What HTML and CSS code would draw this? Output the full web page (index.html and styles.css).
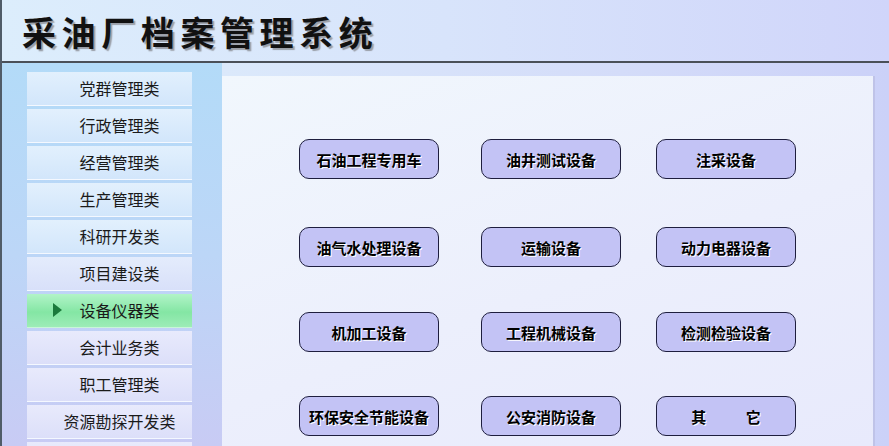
FILE: index.html
```html
<!DOCTYPE html>
<html lang="zh-CN">
<head>
<meta charset="UTF-8" />
<meta name="viewport" content="width=device-width, initial-scale=1" />
<title>采油厂档案管理系统</title>
<link rel="stylesheet" href="styles.css">
</head>
<body>

<div class="app">
  <header class="top">
    <h1>采油厂档案管理系统</h1>
  </header>

  <div class="main">
    <nav class="side">
      <div class="cat">党群管理类</div>
      <div class="cat">行政管理类</div>
      <div class="cat">经营管理类</div>
      <div class="cat">生产管理类</div>
      <div class="cat">科研开发类</div>
      <div class="cat">项目建设类</div>
      <div class="cat active">设备仪器类</div>
      <div class="cat">会计业务类</div>
      <div class="cat">职工管理类</div>
      <div class="cat">资源勘探开发类</div>
      <div class="cat"></div>
    </nav>

    <section class="board">
      <div class="panel">
        <div class="grid">
          <button class="kind">石油工程专用车</button>
          <button class="kind">油井测试设备</button>
          <button class="kind">注采设备</button>
          <button class="kind">油气水处理设备</button>
          <button class="kind">运输设备</button>
          <button class="kind">动力电器设备</button>
          <button class="kind">机加工设备</button>
          <button class="kind">工程机械设备</button>
          <button class="kind">检测检验设备</button>
          <button class="kind">环保安全节能设备</button>
          <button class="kind">公安消防设备</button>
          <button class="kind spread">其 它</button>
        </div>
      </div>
    </section>
  </div>
</div>

</body>
</html>
```

FILE: styles.css
```css
body {
  margin: 0;
  overflow: hidden;
  font-family: "Noto Sans CJK SC", "Noto Sans", sans-serif;
  color: #1a1a1a;
}
.app {
  height: 446px;
  border-left: 2px solid #505c68;
  display: flex;
  flex-direction: column;
}
.top {
  height: 61px;
  flex: none;
  border-bottom: 2px solid #4a5058;
  background: linear-gradient(to right, #dcedfc, #d8e4fb 50%, #d0d5fa);
}
.top h1 {
  margin: 0;
  padding-left: 20px;
  line-height: 63px;
  font-size: 34px;
  font-weight: bold;
  letter-spacing: 5.6px;
  color: #111;
  text-shadow: 2px 2px 1px #9a9fa8;
}
.main {
  flex: 1;
  display: flex;
  min-height: 0;
}

/* left menu */
.side {
  width: 220px;
  flex: none;
  overflow: hidden;
  padding-top: 9px;
  background: linear-gradient(to bottom, #b3dbf8, #bcd6f7 50%, #c8cbf4);
}
.cat {
  position: relative;
  width: 145px;
  height: 33px;
  margin: 0 0 3px 25px;
  padding-left: 20px;
  border-bottom: 1px solid #f4f8ff;
  background: linear-gradient(to bottom, #e2f0fd, #d2e6fb);
  font-size: 16px;
  line-height: 33px;
  text-align: center;
}
.cat:nth-child(n+6) {
  background: linear-gradient(to bottom, #e4ecfc, #d8e0f9);
}
.cat:nth-child(n+8) {
  background: linear-gradient(to bottom, #e8eafc, #dcdff9);
}
.cat.active {
  background: linear-gradient(to bottom, #b2f4c8, #84e6a4 55%, #9decb7);
  border-bottom-color: #c8f6d8;
}
.cat.active::before {
  content: "";
  position: absolute;
  left: 26px;
  top: 9px;
  border-left: 9px solid #1b7a3c;
  border-top: 7.5px solid transparent;
  border-bottom: 7.5px solid transparent;
}

/* right board */
.board {
  flex: 1;
  display: flex;
  flex-direction: column;
  background: linear-gradient(to right, #dbe9fb, #d4dcf9 60%, #cbd1f8);
}
.panel {
  flex: 1;
  margin: 13px 14px 0 0;
  border-right: 2px solid #bfc3e8;
  background: linear-gradient(160deg, #f1f7fd, #eceffc 55%, #e8eafc);
}
.grid {
  display: grid;
  grid-template-columns: 182px 175px 140px;
  grid-template-rows: 88px 85px 84px 40px;
  padding: 63px 0 0 77px;
}
.kind {
  width: 140px;
  height: 40px;
  padding: 0;
  border: 1px solid #1e1e3e;
  border-radius: 10px;
  background: #c3c3f5;
  font-family: inherit;
  font-size: 15px;
  font-weight: bold;
  color: #000;
  text-shadow: 1px 1px 0 #fff;
  cursor: pointer;
}
.kind:hover {
  background: #b4b4f0;
}
.spread {
  word-spacing: 36px;
}
```
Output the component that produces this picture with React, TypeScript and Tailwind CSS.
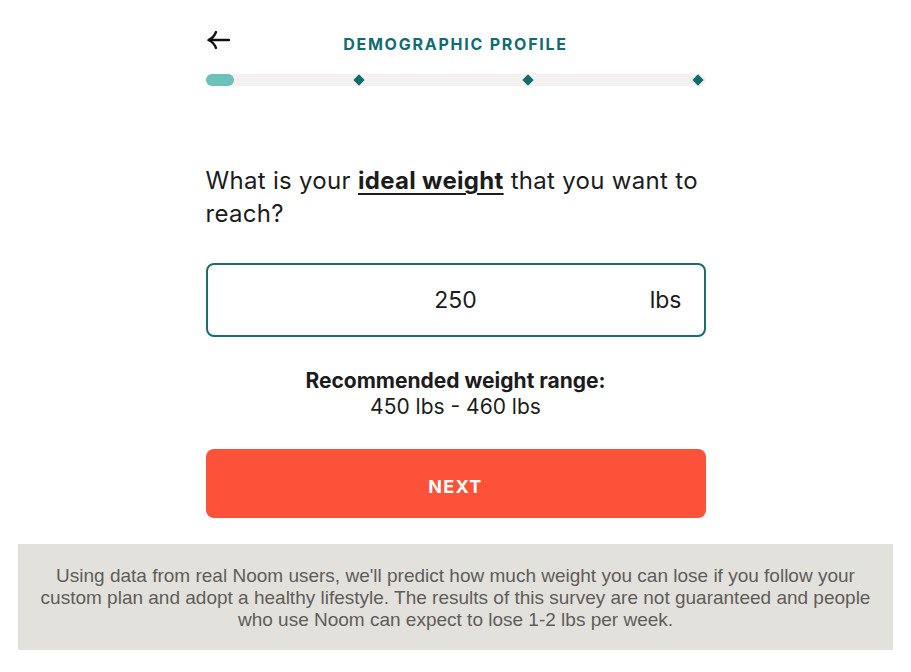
const ff = { fontFamily: "Inter, 'Open Sans', sans-serif" };

function BackArrow() {
  return (
    <svg width="24" height="20" viewBox="0 0 24 20" fill="none">
      <path d="M3 10H23" stroke="#111" strokeWidth="2.4" strokeLinecap="round" />
      <path d="M10 2C8.5 6 6 8.5 2.5 10C6 11.5 8.5 14 10 18" stroke="#111" strokeWidth="2.4" strokeLinecap="round" strokeLinejoin="round" />
    </svg>
  );
}

function Diamond() {
  return <div className="w-[8px] h-[8px] rotate-45 bg-[#116c71]" />;
}

export default function App() {
  return (
    <div className="min-h-[672px] bg-white flex flex-col items-center" style={ff}>
      <div className="w-[500px] pt-[30px]">
        <div className="relative flex items-center justify-center h-[28px]">
          <button className="absolute left-0 top-0" aria-label="Back">
            <BackArrow />
          </button>
          <h1 className="text-[16px] font-bold tracking-[0.11em] text-[#116c71]">
            DEMOGRAPHIC PROFILE
          </h1>
        </div>

        <div className="mt-[16px] h-[12px] rounded-full bg-[#f4f2ee] flex items-center">
          <div className="w-[28px] h-[12px] rounded-full bg-[#6cc2b8]" />
          <div className="flex-1 flex items-center justify-between pl-[121px] pr-[4px]">
            <Diamond />
            <Diamond />
            <Diamond />
          </div>
        </div>

        <p className="mt-[78px] text-[24px] leading-[33px] tracking-[0.3px] text-[#1c1c1c]">
          What is your{" "}
          <span className="font-bold underline underline-offset-[4px] decoration-2">ideal weight</span>{" "}
          that you want to reach?
        </p>

        <div className="mt-[33px] h-[74px] rounded-[8px] border-2 border-[#1a6d70] grid grid-cols-[1fr_auto_1fr] items-center px-[22px]">
          <div />
          <div className="text-[23px] text-[#1c1c1c]">250</div>
          <div className="justify-self-end text-[23px] text-[#1c1c1c]">lbs</div>
        </div>

        <div className="mt-[31px] text-center text-[21px] leading-[26px] text-[#1c1c1c]">
          <div className="font-bold">Recommended weight range:</div>
          <div>450 lbs - 460 lbs</div>
        </div>

        <button className="mt-[29px] w-full h-[69px] pt-[5px] rounded-[8px] bg-[#fc523a] text-white text-[18px] font-bold tracking-[0.07em]">
          NEXT
        </button>
      </div>

      <div className="mt-[26px] w-[875px] bg-[#e3e1dc] px-[22px] pt-[21px] pb-[19px] text-center text-[19px] leading-[22px] text-[#5e5d5a]" style={{ fontFamily: "'Liberation Sans', sans-serif" }}>
        Using data from real Noom users, we'll predict how much weight you can lose if you follow your custom plan and adopt a healthy lifestyle. The results of this survey are not guaranteed and people who use Noom can expect to lose 1-2 lbs per week.
      </div>
    </div>
  );
}
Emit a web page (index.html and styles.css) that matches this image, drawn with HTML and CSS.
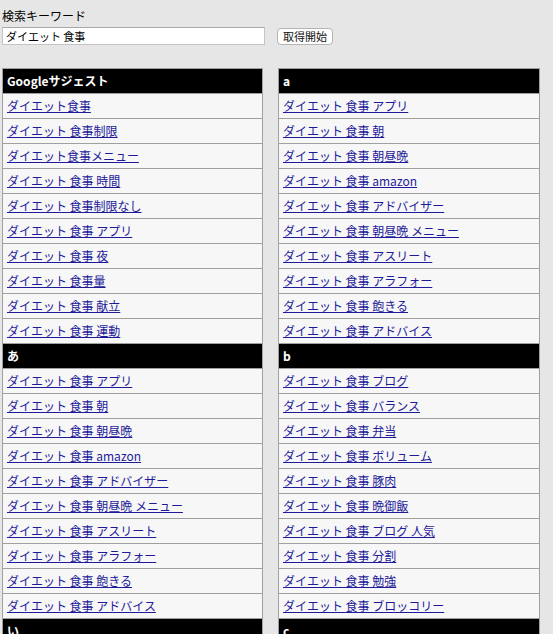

PROBLEM TO WORK ON → Among the lines above, how many contain the string "with"? State the number alone.

ANSWER TO THE TASK → 2